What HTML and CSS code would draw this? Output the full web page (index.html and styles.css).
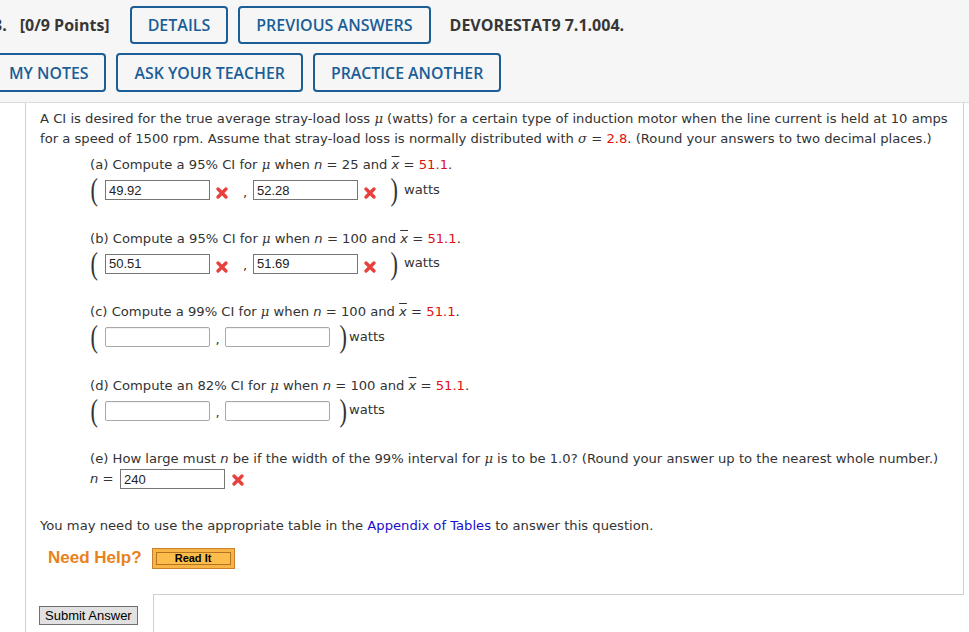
FILE: index.html
```html
<!DOCTYPE html>
<html>
<head>
<meta charset="utf-8">
<link rel="stylesheet" href="styles.css">
</head>
<body>
<header class="top">
  <div class="row row1">
    <span class="label"><span class="qnum">3.</span>[0/9 Points]</span>
    <button class="tab">DETAILS</button>
    <button class="tab">PREVIOUS ANSWERS</button>
    <span class="code">DEVORESTAT9 7.1.004.</span>
  </div>
  <div class="row row2">
    <button class="tab">MY NOTES</button>
    <button class="tab">ASK YOUR TEACHER</button>
    <button class="tab">PRACTICE ANOTHER</button>
  </div>
</header>
<main class="main">
  <section class="qbox">
    <p class="intro">A CI is desired for the true average stray-load loss <i class="g">μ</i> (watts) for a certain type of induction motor when the line current is held at 10 amps<br>for a speed of 1500 rpm. Assume that stray-load loss is normally distributed with <i class="g">σ</i> = <span class="red">2.8</span>. (Round your answers to two decimal places.)</p>
    <div class="parts">
      <div class="part">
        <div class="q">(a) Compute a 95% CI for <i class="g">μ</i> when <i>n</i> = 25 and <i class="xbar">x</i> = <span class="red">51.1</span>.</div>
        <div class="ans">
          <span class="paren open">(</span>
          <input class="fld" type="text" value="49.92">
          <svg class="xmark" viewBox="0 0 14 14" width="14" height="14"><path d="M3 3L11 11M11 3L3 11" stroke="#e8403c" stroke-width="3.4" stroke-linecap="round"/></svg>
          <span class="comma wide">,</span>
          <input class="fld" type="text" value="52.28">
          <svg class="xmark" viewBox="0 0 14 14" width="14" height="14"><path d="M3 3L11 11M11 3L3 11" stroke="#e8403c" stroke-width="3.4" stroke-linecap="round"/></svg>
          <span class="paren close wide">)</span>
          <span class="unit wide">watts</span>
        </div>
      </div>
      <div class="part">
        <div class="q">(b) Compute a 95% CI for <i class="g">μ</i> when <i>n</i> = 100 and <i class="xbar">x</i> = <span class="red">51.1</span>.</div>
        <div class="ans">
          <span class="paren open">(</span>
          <input class="fld" type="text" value="50.51">
          <svg class="xmark" viewBox="0 0 14 14" width="14" height="14"><path d="M3 3L11 11M11 3L3 11" stroke="#e8403c" stroke-width="3.4" stroke-linecap="round"/></svg>
          <span class="comma wide">,</span>
          <input class="fld" type="text" value="51.69">
          <svg class="xmark" viewBox="0 0 14 14" width="14" height="14"><path d="M3 3L11 11M11 3L3 11" stroke="#e8403c" stroke-width="3.4" stroke-linecap="round"/></svg>
          <span class="paren close wide">)</span>
          <span class="unit wide">watts</span>
        </div>
      </div>
      <div class="part">
        <div class="q">(c) Compute a 99% CI for <i class="g">μ</i> when <i>n</i> = 100 and <i class="xbar">x</i> = <span class="red">51.1</span>.</div>
        <div class="ans">
          <span class="paren open">(</span>
          <input class="fld empty" type="text" value="">
          <span class="comma">,</span>
          <input class="fld empty" type="text" value="">
          <span class="paren close">)</span>
          <span class="unit">watts</span>
        </div>
      </div>
      <div class="part">
        <div class="q">(d) Compute an 82% CI for <i class="g">μ</i> when <i>n</i> = 100 and <i class="xbar">x</i> = <span class="red">51.1</span>.</div>
        <div class="ans">
          <span class="paren open">(</span>
          <input class="fld empty" type="text" value="">
          <span class="comma">,</span>
          <input class="fld empty" type="text" value="">
          <span class="paren close">)</span>
          <span class="unit">watts</span>
        </div>
      </div>
      <div class="part last">
        <div class="q">(e) How large must <i>n</i> be if the width of the 99% interval for <i class="g">μ</i> is to be 1.0? (Round your answer up to the nearest whole number.)</div>
        <div class="nrow">
          <span class="neq"><i>n</i> =</span>
          <input class="fld" type="text" value="240">
          <svg class="xmark" viewBox="0 0 14 14" width="14" height="14"><path d="M3 3L11 11M11 3L3 11" stroke="#e8403c" stroke-width="3.4" stroke-linecap="round"/></svg>
        </div>
      </div>
    </div>
    <p class="note">You may need to use the appropriate table in the <a class="link" href="#">Appendix of Tables</a> to answer this question.</p>
    <div class="help">
      <span class="needhelp">Need Help?</span>
      <button class="readit"><span class="readit-in">Read It</span></button>
    </div>
  </section>
  <div class="footer">
    <div class="submit-col"><button class="submit">Submit Answer</button></div>
    <div class="msgbox"></div>
  </div>
</main>
</body>
</html>
```

FILE: styles.css
```css
* { box-sizing: border-box; }
html, body { margin: 0; padding: 0; background: #fff; }
body {
  width: 969px;
  height: 632px;
  overflow: hidden;
  font-family: "DejaVu Sans", Verdana, sans-serif;
  font-size: 13.15px;
  color: #333;
}

/* header */
.top {
  height: 103px;
  background: #f6f6f6;
  border-bottom: 1px solid #dcdcdc;
  padding-top: 6px;
}
.row {
  display: flex;
  align-items: center;
  gap: 10px;
  margin-left: -9px;
}
.row2 { margin-top: 9px; }
.label, .code {
  font-family: "Open Sans", sans-serif;
  font-weight: 700;
  font-size: 16px;
  color: #363636;
  white-space: nowrap;
}
.label { margin-right: 10px; margin-left: 2px; }
.qnum { margin-right: 13px; }
.code { margin-left: 9px; }
.tab {
  font-family: "Open Sans", sans-serif;
  font-weight: 600;
  font-size: 16px;
  color: #1b5e96;
  background: transparent;
  border: 2px solid #1b5e96;
  border-radius: 4px;
  height: 38px;
  padding: 0 16px;
  white-space: nowrap;
}
.row2 .tab { height: 39px; font-size: 15.85px; }

/* main */
.main {
  margin-left: 25px;
  border-left: 1px solid #cfcfcf;
}
.qbox {
  width: 938px;
  border-right: 1px solid #cfcfcf;
  padding: 6px 14px 25px 14px;
}
.intro { margin: 0 0 6px; line-height: 20px; white-space: nowrap; }
.g { font-family: "DejaVu Serif", serif; }
.red { color: #e01010; }
.xbar { text-decoration: overline; }
.parts { padding-left: 50px; }
.part { margin-bottom: 23.5px; }
.part.last { margin-bottom: 26px; }
.q { line-height: 20px; height: 20px; white-space: nowrap; }
.ans {
  display: flex;
  align-items: center;
  height: 30px;
}
.paren {
  display: inline-block;
  width: 10px;
  text-align: center;
  font-family: "Liberation Serif", serif;
  font-size: 31px;
  line-height: 30px;
  height: 30px;
  color: #333;
  transform: scale(0.72, 1);
  flex: none;
}
.paren.open { margin-left: -1px; margin-right: 6px; }
.paren.close { margin-left: 8px; }
.paren.close.wide { margin-left: 12px; }
.fld {
  width: 105px;
  height: 20px;
  border: 1px solid #767676;
  border-radius: 0;
  padding: 0 3px;
  font-family: "Liberation Sans", Arial, sans-serif;
  font-size: 13px;
  color: #222;
  background: #fff;
  margin: 0;
  outline: none;
  flex: none;
}
.fld.empty {
  border-color: #a8a8a8;
  border-radius: 2px;
  box-shadow: inset 0 1px 1px rgba(0,0,0,0.06);
}
.xmark { margin-left: 5px; margin-top: 6px; flex: none; }
.comma {
  width: 15px;
  text-align: center;
  padding-top: 4px;
  flex: none;
}
.comma.wide { width: 24px; padding-left: 14px; text-align: left; }
.unit { margin-left: 1px; margin-top: -2px; }
.unit.wide { margin-left: 5px; }
.nrow { display: flex; align-items: flex-start; height: 21px; }
.neq { width: 30px; line-height: 20px; white-space: nowrap; }
.nrow .xmark { margin-left: 6px; margin-top: 4px; }

.note { margin: 0; line-height: 20px; white-space: nowrap; }
.link { color: #1a0dcc; text-decoration: none; }

.help {
  display: flex;
  align-items: center;
  gap: 10px;
  margin-top: 11px;
  padding-left: 8px;
  height: 22px;
}
.needhelp {
  font-family: "Liberation Sans", Arial, sans-serif;
  font-weight: 700;
  font-size: 17px;
  color: #e8821c;
}
.readit {
  width: 83px;
  height: 21px;
  padding: 3px;
  border: 1px solid #c9802c;
  background: #f8b444;
  margin: 0;
}
.readit-in {
  display: block;
  height: 13px;
  border: 1px solid #b3731f;
  background: #fcbd4c;
  font-family: "Liberation Sans", Arial, sans-serif;
  font-weight: 700;
  font-size: 11px;
  line-height: 11px;
  color: #000;
  text-align: center;
}

.footer { display: flex; }
.submit-col { width: 127px; padding: 12px 0 0 13px; }
.submit {
  font-family: "Liberation Sans", Arial, sans-serif;
  font-size: 13px;
  color: #000;
  background: #e1e1e1;
  border: 1px solid #707070;
  height: 19px;
  padding: 0 5px;
  line-height: 16px;
  white-space: nowrap;
  margin: 0;
}
.msgbox {
  width: 811px;
  height: 60px;
  border-top: 1px solid #cfcfcf;
  border-left: 1px solid #cfcfcf;
}
```
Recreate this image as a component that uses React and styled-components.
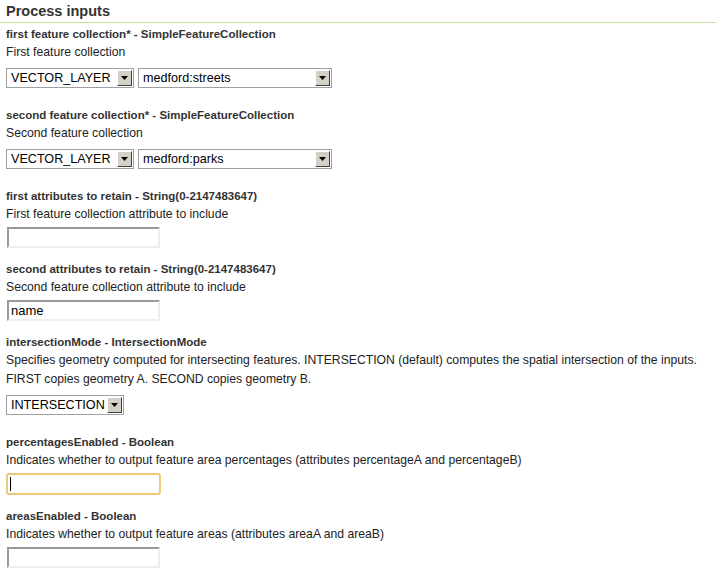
import React from "react";
import styled, { createGlobalStyle } from "styled-components";

const GlobalStyle = createGlobalStyle`
  html, body {
    margin: 0;
    padding: 0;
    background: #fff;
  }
  body {
    font-family: "Liberation Sans", Arial, sans-serif;
    color: #222;
  }
`;

const fields = [
  {
    name: "first feature collection*",
    type: "SimpleFeatureCollection",
    desc: ["First feature collection"],
    control: "layer",
    value: "medford:streets",
  },
  {
    name: "second feature collection*",
    type: "SimpleFeatureCollection",
    desc: ["Second feature collection"],
    control: "layer",
    value: "medford:parks",
  },
  {
    name: "first attributes to retain",
    type: "String(0-2147483647)",
    desc: ["First feature collection attribute to include"],
    control: "text",
    value: "",
  },
  {
    name: "second attributes to retain",
    type: "String(0-2147483647)",
    desc: ["Second feature collection attribute to include"],
    control: "text",
    value: "name",
  },
  {
    name: "intersectionMode",
    type: "IntersectionMode",
    desc: [
      "Specifies geometry computed for intersecting features. INTERSECTION (default) computes the spatial intersection of the inputs.",
      "FIRST copies geometry A. SECOND copies geometry B.",
    ],
    control: "enum",
    value: "INTERSECTION",
  },
  {
    name: "percentagesEnabled",
    type: "Boolean",
    desc: [
      "Indicates whether to output feature area percentages (attributes percentageA and percentageB)",
    ],
    control: "text",
    value: "",
    focused: true,
  },
  {
    name: "areasEnabled",
    type: "Boolean",
    desc: ["Indicates whether to output feature areas (attributes areaA and areaB)"],
    control: "text",
    value: "",
  },
];

function Select({ width, value }) {
  return (
    <SelectBox $width={width}>
      <SelectText>{value}</SelectText>
      <Arrow>
        <svg width="7" height="4" viewBox="0 0 7 4">
          <polygon points="0,0 7,0 3.5,4" fill="#000" />
        </svg>
      </Arrow>
    </SelectBox>
  );
}

function Control({ field }) {
  if (field.control === "layer") {
    return (
      <SelectRow>
        <Select width={128} value="VECTOR_LAYER" />
        <Select width={194} value={field.value} />
      </SelectRow>
    );
  }
  if (field.control === "enum") {
    return (
      <SelectRow>
        <Select width={118} value={field.value} />
      </SelectRow>
    );
  }
  if (field.focused) {
    return (
      <FocusWrap>
        <FocusedInput defaultValue={field.value} readOnly />
        <Caret />
      </FocusWrap>
    );
  }
  return <TextInput defaultValue={field.value} readOnly />;
}

function App() {
  return (
    <>
      <GlobalStyle />
      <Page>
        <Header>Process inputs</Header>
        {fields.map((f) => (
          <Field key={f.name} $select={f.control !== "text"}>
            <Label>
              {f.name} - {f.type}
            </Label>
            {f.desc.map((line) => (
              <Desc key={line}>{line}</Desc>
            ))}
            <Control field={f} />
          </Field>
        ))}
      </Page>
    </>
  );
}

const Page = styled.div`
  width: 716px;
`;

const Header = styled.h2`
  margin: 0;
  padding: 2px 6px 2px;
  font-size: 14.5px;
  line-height: 18px;
  font-weight: bold;
  color: #333;
  border-bottom: 1px solid #c3e09a;
`;

const Field = styled.div`
  padding: 0 6px;
  margin-top: 2px;
  margin-bottom: ${(p) => (p.$select ? "18px" : "12px")};
`;

const Label = styled.div`
  font-size: 11.5px;
  line-height: 18px;
  font-weight: bold;
  color: #333;
`;

const Desc = styled.div`
  font-size: 12.2px;
  line-height: 19px;
  color: #222;
`;

const SelectRow = styled.div`
  display: flex;
  gap: 4px;
  margin-top: 6px;
  margin-bottom: 1px;
`;

const SelectBox = styled.div`
  box-sizing: border-box;
  width: ${(p) => p.$width}px;
  height: 20px;
  display: flex;
  align-items: center;
  border: 1px solid #a0a0a0;
  padding: 1px;
  background: #fff;
`;

const SelectText = styled.span`
  flex: 1;
  padding-left: 3px;
  font-size: 12.6px;
  color: #000;
  white-space: nowrap;
  overflow: hidden;
`;

const Arrow = styled.span`
  box-sizing: border-box;
  width: 15px;
  height: 16px;
  display: flex;
  align-items: center;
  justify-content: center;
  background: #d4d0c8;
  border-top: 1px solid #fff;
  border-left: 1px solid #fff;
  border-right: 1px solid #404040;
  border-bottom: 1px solid #404040;
`;

const TextInput = styled.input`
  display: block;
  box-sizing: border-box;
  width: 153px;
  height: 21px;
  margin: 3px 0 0 1px;
  padding: 0 2px;
  font-family: "Liberation Sans", Arial, sans-serif;
  font-size: 13px;
  color: #000;
  background: #fff;
  border-style: solid;
  border-width: 2px;
  border-color: #999 #eee #eee #999;
  outline: none;
`;

const FocusWrap = styled.div`
  position: relative;
  width: 155px;
  margin-top: 3px;
`;

const FocusedInput = styled(TextInput)`
  width: 155px;
  height: 22px;
  margin: 0;
  border: 2px solid #f0c878;
  border-radius: 3px;
`;

const Caret = styled.span`
  position: absolute;
  left: 4px;
  top: 4px;
  width: 1px;
  height: 14px;
  background: #000;
`;

export default App;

^^^^^^^^^^^^^^^^

- **Exercise directions**
Look through the entries and return every line where "this" appears.

- **Solution to the problem**
What HTML and CSS code would draw this? Output the full web page (index.html and styles.css).
    <p class="note">You may need to use the appropriate table in the <a class="link" href="#">Appendix of Tables</a> to answer this question.</p>
Recreate this image as a component that uses React and styled-components.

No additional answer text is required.